Braeden Anderson has never been your typical everyday student-athlete.

After being named Mr. Canada Basketball back in high school, playing two seasons at Fresno State and suffering a neck injury in a car accident, the 6-foot, 9-inch forward transferred to Seton Hall last season. He was immediately eligible to play, and he would continue not only his basketball career, but also his academic career as a law student at the Seton Hall University School of Law.

Throughout last season, Anderson did not see a ton of playing time. Appearing in just 19 games, he averaged only 0.7 points and 1.4 rebounds per game, missing some time due to the academic workload he was facing.

After seeing little action last year, Anderson decided to call it a collegiate career. He will still be a heavily involved member of the team as a graduate assistant, staying active as a presence on the bench, in practice, and in the locker room. He just won’t be playing. Between it all however, Anderson said his experiences up to this point have been “unforgettable.”

“Last year was amazing and I’m incredibly grateful for it all,” he said. “I’m blessed and thankful to Seton Hall as a school and program for giving me these opportunities to this point because what I’m doing hasn’t been done before [balancing law school and collegiate basketball], and I’m lucky and fortunate because they did not have to bring me back. It was amazing to win the Big East and have success but it was hard to balance everything, and they all saw that.”

This season, Anderson looks to bring the same winning mentality to the program, but now will look to contribute to the squad without being on the court.

“I can bring more to the table since I played with the guys and hang out with them,” Anderson said. “I understand the player perspective because I was just there with them, and I help make the guys understand what Coach is trying to get across with a player view. There’s a lot going on over the course of one’s career, and I tell them what they need to learn and mentor them to not make the same mistakes. This team is hungry and we’re ready to unleash the dogs.”

The decision to be a graduate assistant coach was one that both Anderson and head coach Kevin Willard came to together, realizing the challenges both academically and athletically last year.
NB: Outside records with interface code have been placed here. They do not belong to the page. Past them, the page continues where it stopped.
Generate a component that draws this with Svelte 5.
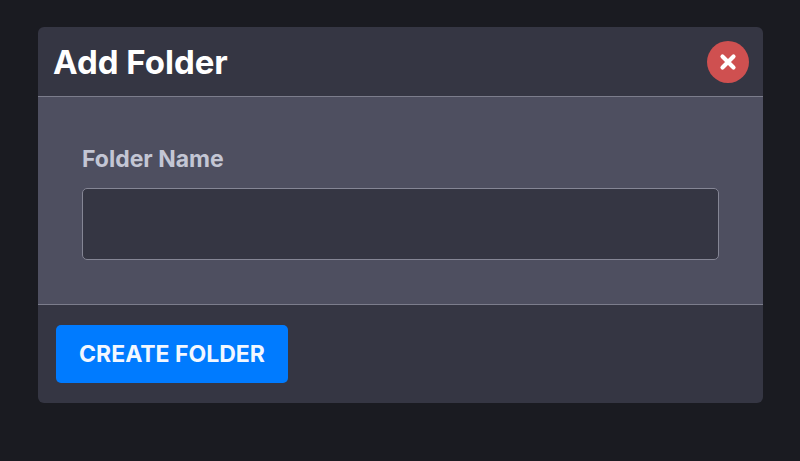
<script>
  let name = $state('');
</script>

<div class="page">
  <div class="modal">
    <header class="modal-header">
      <h2>Add Folder</h2>
      <button class="close" aria-label="Close">
        <svg viewBox="0 0 20 20" width="20" height="20">
          <path d="M4.5 4.5 L15.5 15.5 M15.5 4.5 L4.5 15.5" stroke="#fff" stroke-width="4.2" stroke-linecap="round" fill="none" />
        </svg>
      </button>
    </header>
    <div class="modal-body">
      <label for="folder-name">Folder Name</label>
      <input id="folder-name" type="text" bind:value={name} />
    </div>
    <footer class="modal-footer">
      <button class="create">CREATE FOLDER</button>
    </footer>
  </div>
</div>

<style>
  :global(body) {
    margin: 0;
    background: #1a1b21;
  }

  .page {
    height: 461px;
    padding: 27px 37px 0 38px;
    box-sizing: border-box;
    font-family: Inter, "Liberation Sans", sans-serif;
  }

  .modal {
    height: 376px;
    background: #353643;
    border-radius: 6px;
    overflow: hidden;
    display: flex;
    flex-direction: column;
  }

  .modal-header {
    height: 70px;
    flex: none;
    box-sizing: border-box;
    border-bottom: 1px solid #7c7d8c;
    padding: 0 14px 0 15px;
    display: flex;
    align-items: center;
    justify-content: space-between;
  }

  h2 {
    margin: 0;
    color: #fff;
    font-size: 33px;
    font-weight: 700;
  }

  .close {
    width: 42px;
    height: 42px;
    border: none;
    border-radius: 50%;
    padding: 0;
    background: #cf5050;
    display: flex;
    align-items: center;
    justify-content: center;
  }

  .modal-body {
    flex: 1;
    background: #4e4f60;
    padding: 49px 44px 0;
    display: flex;
    flex-direction: column;
  }

  label {
    color: #c3c6d4;
    font-size: 23px;
    font-weight: 700;
    line-height: 26px;
    margin-bottom: 16px;
  }

  input {
    height: 72px;
    box-sizing: border-box;
    background: #353643;
    border: 1px solid #858695;
    border-radius: 5px;
    outline: none;
    color: #fff;
  }

  .modal-footer {
    height: 99px;
    flex: none;
    box-sizing: border-box;
    border-top: 1px solid #7c7d8c;
    padding: 20px 18px 0;
  }

  .create {
    width: 232px;
    height: 58px;
    border: none;
    border-radius: 5px;
    background: #007bff;
    color: #f2f7ff;
    font-family: inherit;
    font-size: 23px;
    font-weight: 700;
  }
</style>
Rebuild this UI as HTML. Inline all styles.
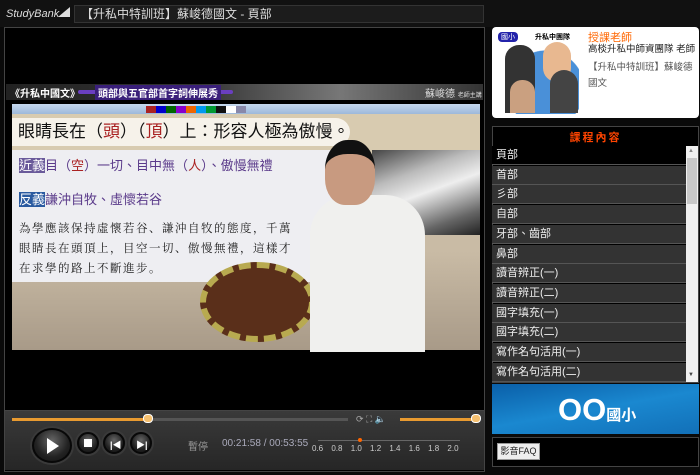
<!DOCTYPE html><html><head><meta charset="utf-8"><style>
*{margin:0;padding:0;box-sizing:border-box}
body{width:700px;height:475px;background:#0a0a0a;position:relative;overflow:hidden;font-family:"Liberation Sans","Noto Sans CJK TC",sans-serif}
.a{position:absolute}
.row{position:absolute;left:0;width:194px;height:19px;background:#333;border-bottom:1px solid #555;color:#eee;font-size:11px;line-height:19px;padding-left:4px}
.btn{position:absolute;border-radius:50%;background:radial-gradient(circle at 50% 35%,#666,#222 60%,#111);border:2px solid #080808;box-shadow:0 0 0 2px #3a3a3a}
</style></head><body>
<div class="a" style="left:0;top:0;width:700px;height:27px;background:#111"></div>
<div class="a" style="left:6px;top:8px;color:#ddd;font-size:11px;font-style:italic">StudyBank</div>
<div class="a" style="left:58px;top:7px;width:12px;height:10px;background:#ddd;clip-path:polygon(0 100%,100% 0,100% 100%)"></div>
<div class="a" style="left:74px;top:5px;width:410px;height:18px;background:#1c1c1c;border:1px solid #333;color:#ddd;font-size:12px;line-height:16px;padding-left:6px">【升私中特訓班】蘇峻德國文 - 頁部</div>
<div class="a" style="left:4px;top:27px;width:481px;height:445px;background:#000;border:1px solid #444"></div>
<div class="a" style="left:6px;top:84px;width:477px;height:16px;background:linear-gradient(90deg,#222,#333 40%,#777 70%,#333)"></div>
<div class="a" style="left:10px;top:85px;color:#fff;font-size:10px;font-weight:bold">《升私中國文》</div>
<div class="a" style="left:78px;top:90px;width:155px;height:4px;background:#6a3fc0;border-radius:2px"></div>
<div class="a" style="left:95px;top:85px;color:#fff;font-size:10px;font-weight:bold;background:#3a1f7a;padding:0 3px">頭部與五官部首字詞伸展秀</div>
<div class="a" style="left:425px;top:85px;color:#ddd;font-size:10px">蘇峻德 <span style="font-size:6px">老師主講</span></div>
<div class="a" style="left:12px;top:104px;width:468px;height:246px;background:linear-gradient(#c9bba5 60%,#a89a88)"></div>
<div class="a" style="left:12px;top:104px;width:468px;height:10px;background:linear-gradient(#c5d8ee,#9db8da)"></div>
<div class="a" style="left:146px;top:106px;width:100px;height:7px;background:linear-gradient(90deg,#a22 10%,#00c 10% 20%,#060 20% 30%,#80c 30% 40%,#e60 40% 50%,#09e 50% 60%,#093 60% 70%,#111 70% 80%,#fff 80% 90%,#88a 90%)"></div>
<div class="a" style="left:12px;top:114px;width:468px;height:40px;background:#d8cbb0"></div>
<div class="a" style="left:12px;top:118px;width:338px;height:28px;background:#f6f2ea;border-radius:0 14px 14px 0;font-size:17px;line-height:28px;padding-left:6px;color:#111;white-space:nowrap">眼睛長在（<span style="color:#a22">頭</span>）（<span style="color:#a22">頂</span>）上：形容人極為傲慢。</div>
<div class="a" style="left:12px;top:150px;width:320px;height:132px;background:#eeeef2"></div>
<div class="a" style="left:19px;top:155px;font-size:13px;color:#5a3a8a"><span style="background:#6a5a9a;color:#fff">近義</span>目（<span style="color:#a22">空</span>）一切、目中無（<span style="color:#a22">人</span>）、傲慢無禮</div>
<div class="a" style="left:19px;top:189px;font-size:13px;color:#5a3a8a"><span style="background:#2a5aa0;color:#fff">反義</span>謙沖自牧、虛懷若谷</div>
<div class="a" style="left:19px;top:218px;font-size:11.5px;line-height:20px;color:#222;font-family:'Noto Serif CJK SC',serif;letter-spacing:1.5px">為學應該保持虛懷若谷、謙沖自牧的態度，千萬<br>眼睛長在頭頂上，目空一切、傲慢無禮，這樣才<br>在求學的路上不斷進步。</div>
<div class="a" style="left:372px;top:150px;width:108px;height:85px;background:linear-gradient(160deg,#444,#bbb 30%,#eee 50%,#666 80%,#222)"></div>
<div class="a" style="left:200px;top:262px;width:115px;height:80px;background:#5a2f1a;border-radius:50%;border:6px dashed #b8aa50"></div>
<div class="a" style="left:310px;top:195px;width:115px;height:160px;background:#f0f0ee;border-radius:40px 40px 0 0"></div>
<div class="a" style="left:325px;top:140px;width:50px;height:65px;background:#c89a80;border-radius:45% 45% 40% 40%;border-top:14px solid #111"></div>
<div class="a" style="left:6px;top:352px;width:477px;height:58px;background:#000"></div>
<div class="a" style="left:5px;top:410px;width:479px;height:60px;background:linear-gradient(#3a3a3a,#262626);border-top:1px solid #444"></div>
<div class="a" style="left:12px;top:418px;width:137px;height:3px;background:#e89a30"></div>
<div class="a" style="left:149px;top:418px;width:199px;height:3px;background:#555"></div>
<div class="a" style="left:143px;top:414px;width:10px;height:9px;border-radius:4px;background:#f5c070;border:1px solid #fff"></div>
<div class="a" style="left:356px;top:414px;color:#aaa;font-size:9px">⟳ ⛶ 🔈</div>
<div class="a" style="left:400px;top:418px;width:77px;height:3px;background:#e89a30"></div>
<div class="a" style="left:471px;top:414px;width:10px;height:9px;border-radius:4px;background:#f5c070;border:1px solid #fff"></div>
<div class="btn" style="left:32px;top:428px;width:40px;height:35px"></div>
<div class="a" style="left:47px;top:438px;width:0;height:0;border-left:12px solid #fff;border-top:8px solid transparent;border-bottom:8px solid transparent"></div>
<div class="btn" style="left:77px;top:432px;width:22px;height:22px"></div><div class="a" style="left:84px;top:439px;width:8px;height:8px;background:#fff"></div>
<div class="btn" style="left:103px;top:432px;width:22px;height:22px"></div><div class="a" style="left:110px;top:438px;color:#fff;font-size:9px;font-weight:bold">|◀</div>
<div class="btn" style="left:130px;top:432px;width:22px;height:22px"></div><div class="a" style="left:136px;top:438px;color:#fff;font-size:9px;font-weight:bold">▶|</div>
<div class="a" style="left:188px;top:438px;color:#999;font-size:10px">暫停</div>
<div class="a" style="left:222px;top:438px;color:#aab;font-size:10px">00:21:58 / 00:53:55</div>
<div class="a" style="left:318px;top:440px;width:142px;height:1px;background:#666"></div>
<div class="a" style="left:312px;top:444px;color:#ccc;font-size:8px;word-spacing:6px;white-space:nowrap">0.6 0.8 1.0 1.2 1.4 1.6 1.8 2.0</div>
<div class="a" style="left:358px;top:438px;width:4px;height:4px;border-radius:2px;background:#f60"></div>
<div class="a" style="left:492px;top:27px;width:207px;height:91px;background:#fff;border-radius:4px"></div>
<div class="a" style="left:496px;top:31px;width:83px;height:83px;background:radial-gradient(circle at 60% 70%,#4a90d8 50%,#fff 51%)"></div>
<div class="a" style="left:498px;top:32px;font-size:7px;background:#22a;color:#fff;padding:0 3px;border-radius:4px">國小</div>
<div class="a" style="left:535px;top:32px;font-size:7px;font-weight:bold">升私中團隊</div>
<div class="a" style="left:505px;top:45px;width:30px;height:68px;background:#333;border-radius:14px 14px 0 0"></div>
<div class="a" style="left:543px;top:42px;width:28px;height:40px;background:#e8b890;border-radius:14px"></div>
<div class="a" style="left:550px;top:70px;width:28px;height:43px;background:#444;border-radius:14px 14px 0 0"></div>
<div class="a" style="left:510px;top:80px;width:25px;height:33px;background:#caa080;border-radius:12px 12px 0 0"></div>
<div class="a" style="left:588px;top:29px;color:#f60;font-size:11px">授課老師</div>
<div class="a" style="left:588px;top:43px;color:#222;font-size:9.5px;line-height:14px;white-space:nowrap">高棪升私中師資團隊 老師</div>
<div class="a" style="left:588px;top:60px;color:#555;font-size:9.5px;line-height:16px;width:108px">【升私中特訓班】蘇峻德國文</div>
<div class="a" style="left:492px;top:126px;width:207px;height:257px;background:#000;border:1px solid #444"></div>
<div class="a" style="left:492px;top:129px;width:207px;color:#f40;font-size:11px;text-align:center;letter-spacing:2px;font-weight:bold">課程內容</div>
<div class="a" style="left:492px;top:146px;width:194px;height:236px;overflow:hidden">
<div class="row" style="top:0;background:#000">頁部</div>
<div class="row" style="top:19.7px">首部</div>
<div class="row" style="top:39.4px">彡部</div>
<div class="row" style="top:59.1px">自部</div>
<div class="row" style="top:78.8px">牙部、齒部</div>
<div class="row" style="top:98.5px">鼻部</div>
<div class="row" style="top:118.2px">讀音辨正(一)</div>
<div class="row" style="top:137.9px">讀音辨正(二)</div>
<div class="row" style="top:157.6px">國字填充(一)</div>
<div class="row" style="top:177.3px">國字填充(二)</div>
<div class="row" style="top:197px">寫作名句活用(一)</div>
<div class="row" style="top:216.7px">寫作名句活用(二)</div>
</div>
<div class="a" style="left:686px;top:146px;width:12px;height:236px;background:#f0f0f0"></div>
<div class="a" style="left:687px;top:158px;width:10px;height:46px;background:#c8c8c8"></div>
<div class="a" style="left:688px;top:148px;color:#888;font-size:6px">▲</div>
<div class="a" style="left:688px;top:372px;color:#444;font-size:6px">▼</div>
<div class="a" style="left:492px;top:384px;width:207px;height:50px;background:linear-gradient(170deg,#0a5fa8,#1a88d0 50%,#1270b8)"></div>
<div class="a" style="left:558px;top:392px;color:#fff;font-size:31px;font-weight:bold;line-height:36px">OO<span style="font-size:15px">國小</span></div>
<div class="a" style="left:492px;top:437px;width:207px;height:30px;background:#000;border:1px solid #444"></div>
<div class="a" style="left:497px;top:443px;width:43px;height:17px;background:#eee;border:1px solid #999;font-size:9px;line-height:15px;text-align:center;color:#222">影音FAQ</div>
</body></html>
Now, Willard already sees an improved person in Anderson.

“It’s tough to balance but of course him being successful in law school is where we want him focused at,” Willard said. “He’s great in the locker room and on the bench; he’s a smart and positive young man. This role gives him an opportunity to be around everyday without the pressure to play, so this gives him time to focus on the law school. He wasn’t going to be an NBA player but I know that he can be a really good lawyer and we just wanted to find a middle ground.”

Between all the hustle and bustle of Anderson’s daily life and new role with the team, he seems to be both happy and thankful for a new position where he can excel in more ways than one.

“Seton Hall really does look out for their student-athletes and does what is best for them even in a compromising situation, and this opportunity is really a gift from everyone and I’m looking forward to a great year,” Anderson said.